- **Information provided**
------------------------------------------------------------

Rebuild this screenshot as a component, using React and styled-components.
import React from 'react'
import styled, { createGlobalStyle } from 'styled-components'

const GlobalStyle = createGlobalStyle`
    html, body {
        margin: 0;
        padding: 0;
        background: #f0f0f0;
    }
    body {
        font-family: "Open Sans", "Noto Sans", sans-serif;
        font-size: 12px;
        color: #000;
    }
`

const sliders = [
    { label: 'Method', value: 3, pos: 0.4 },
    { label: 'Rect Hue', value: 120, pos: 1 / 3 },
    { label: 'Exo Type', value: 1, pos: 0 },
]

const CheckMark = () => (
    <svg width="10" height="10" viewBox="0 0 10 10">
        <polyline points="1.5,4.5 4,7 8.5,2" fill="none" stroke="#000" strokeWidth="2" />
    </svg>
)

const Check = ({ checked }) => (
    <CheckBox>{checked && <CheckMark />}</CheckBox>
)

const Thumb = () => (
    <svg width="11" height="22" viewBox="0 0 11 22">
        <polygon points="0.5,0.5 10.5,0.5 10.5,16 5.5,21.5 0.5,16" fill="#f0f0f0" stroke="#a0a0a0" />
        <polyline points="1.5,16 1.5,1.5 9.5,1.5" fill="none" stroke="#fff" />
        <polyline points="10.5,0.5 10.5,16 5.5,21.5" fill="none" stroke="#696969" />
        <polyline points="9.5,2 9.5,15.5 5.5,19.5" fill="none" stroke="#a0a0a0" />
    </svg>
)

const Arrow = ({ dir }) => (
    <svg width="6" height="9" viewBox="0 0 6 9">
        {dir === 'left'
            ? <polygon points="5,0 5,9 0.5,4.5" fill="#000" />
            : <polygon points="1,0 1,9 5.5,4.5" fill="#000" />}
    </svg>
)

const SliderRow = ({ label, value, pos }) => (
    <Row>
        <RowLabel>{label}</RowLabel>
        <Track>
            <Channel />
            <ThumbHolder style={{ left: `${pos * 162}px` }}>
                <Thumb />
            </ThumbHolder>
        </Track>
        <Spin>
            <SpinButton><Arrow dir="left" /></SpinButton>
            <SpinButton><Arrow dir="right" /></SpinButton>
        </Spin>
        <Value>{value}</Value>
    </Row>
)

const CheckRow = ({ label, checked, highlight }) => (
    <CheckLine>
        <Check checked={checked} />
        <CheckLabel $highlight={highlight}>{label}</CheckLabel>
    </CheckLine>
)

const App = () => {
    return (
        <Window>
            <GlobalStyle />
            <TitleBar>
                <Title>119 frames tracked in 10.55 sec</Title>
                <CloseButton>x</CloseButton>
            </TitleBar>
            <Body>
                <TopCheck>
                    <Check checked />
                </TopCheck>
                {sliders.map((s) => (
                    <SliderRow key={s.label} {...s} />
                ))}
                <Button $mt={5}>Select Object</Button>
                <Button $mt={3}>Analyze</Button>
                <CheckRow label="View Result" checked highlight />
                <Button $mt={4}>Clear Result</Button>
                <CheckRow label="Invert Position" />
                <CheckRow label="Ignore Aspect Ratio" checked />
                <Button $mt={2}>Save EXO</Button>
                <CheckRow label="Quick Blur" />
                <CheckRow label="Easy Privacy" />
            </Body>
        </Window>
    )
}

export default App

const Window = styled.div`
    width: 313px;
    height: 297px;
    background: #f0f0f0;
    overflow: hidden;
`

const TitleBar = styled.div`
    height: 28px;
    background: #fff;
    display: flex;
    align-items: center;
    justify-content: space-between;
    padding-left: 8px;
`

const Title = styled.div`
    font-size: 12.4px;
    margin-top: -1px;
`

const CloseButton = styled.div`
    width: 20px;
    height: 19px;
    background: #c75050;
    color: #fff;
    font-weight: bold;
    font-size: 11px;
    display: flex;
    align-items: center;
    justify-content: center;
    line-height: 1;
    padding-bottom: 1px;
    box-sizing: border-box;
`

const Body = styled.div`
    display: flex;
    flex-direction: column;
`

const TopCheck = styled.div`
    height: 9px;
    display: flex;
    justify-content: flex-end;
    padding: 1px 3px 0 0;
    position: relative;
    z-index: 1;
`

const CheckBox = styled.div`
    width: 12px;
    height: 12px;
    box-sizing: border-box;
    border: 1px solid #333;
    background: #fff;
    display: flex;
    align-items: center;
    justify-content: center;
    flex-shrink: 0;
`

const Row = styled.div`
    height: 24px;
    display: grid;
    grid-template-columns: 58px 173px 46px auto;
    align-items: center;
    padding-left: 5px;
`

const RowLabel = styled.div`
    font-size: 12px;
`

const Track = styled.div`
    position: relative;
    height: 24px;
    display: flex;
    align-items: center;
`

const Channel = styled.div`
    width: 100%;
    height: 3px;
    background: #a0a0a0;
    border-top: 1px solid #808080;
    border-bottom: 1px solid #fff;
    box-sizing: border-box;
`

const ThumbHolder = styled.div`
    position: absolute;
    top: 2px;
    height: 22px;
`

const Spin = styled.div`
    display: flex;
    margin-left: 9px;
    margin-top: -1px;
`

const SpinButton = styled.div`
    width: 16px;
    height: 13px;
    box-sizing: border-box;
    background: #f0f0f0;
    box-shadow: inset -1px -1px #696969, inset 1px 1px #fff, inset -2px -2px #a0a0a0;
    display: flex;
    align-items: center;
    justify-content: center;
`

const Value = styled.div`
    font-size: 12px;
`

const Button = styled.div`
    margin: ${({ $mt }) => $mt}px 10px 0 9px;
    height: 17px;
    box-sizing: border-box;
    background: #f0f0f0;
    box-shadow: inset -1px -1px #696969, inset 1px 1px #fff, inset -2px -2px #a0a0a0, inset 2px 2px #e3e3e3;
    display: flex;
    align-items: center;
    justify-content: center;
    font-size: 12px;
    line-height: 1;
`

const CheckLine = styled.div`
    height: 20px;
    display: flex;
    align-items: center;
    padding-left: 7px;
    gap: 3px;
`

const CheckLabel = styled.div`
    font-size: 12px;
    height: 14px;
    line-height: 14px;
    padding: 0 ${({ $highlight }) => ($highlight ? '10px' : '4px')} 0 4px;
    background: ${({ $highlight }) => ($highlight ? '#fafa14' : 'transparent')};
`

------------------------------------------------------------

- **Required task**
In the listing above, find the lines holding the word "components" and copy them.

- **Answer to the task**
Rebuild this screenshot as a component, using React and styled-components.
import styled, { createGlobalStyle } from 'styled-components'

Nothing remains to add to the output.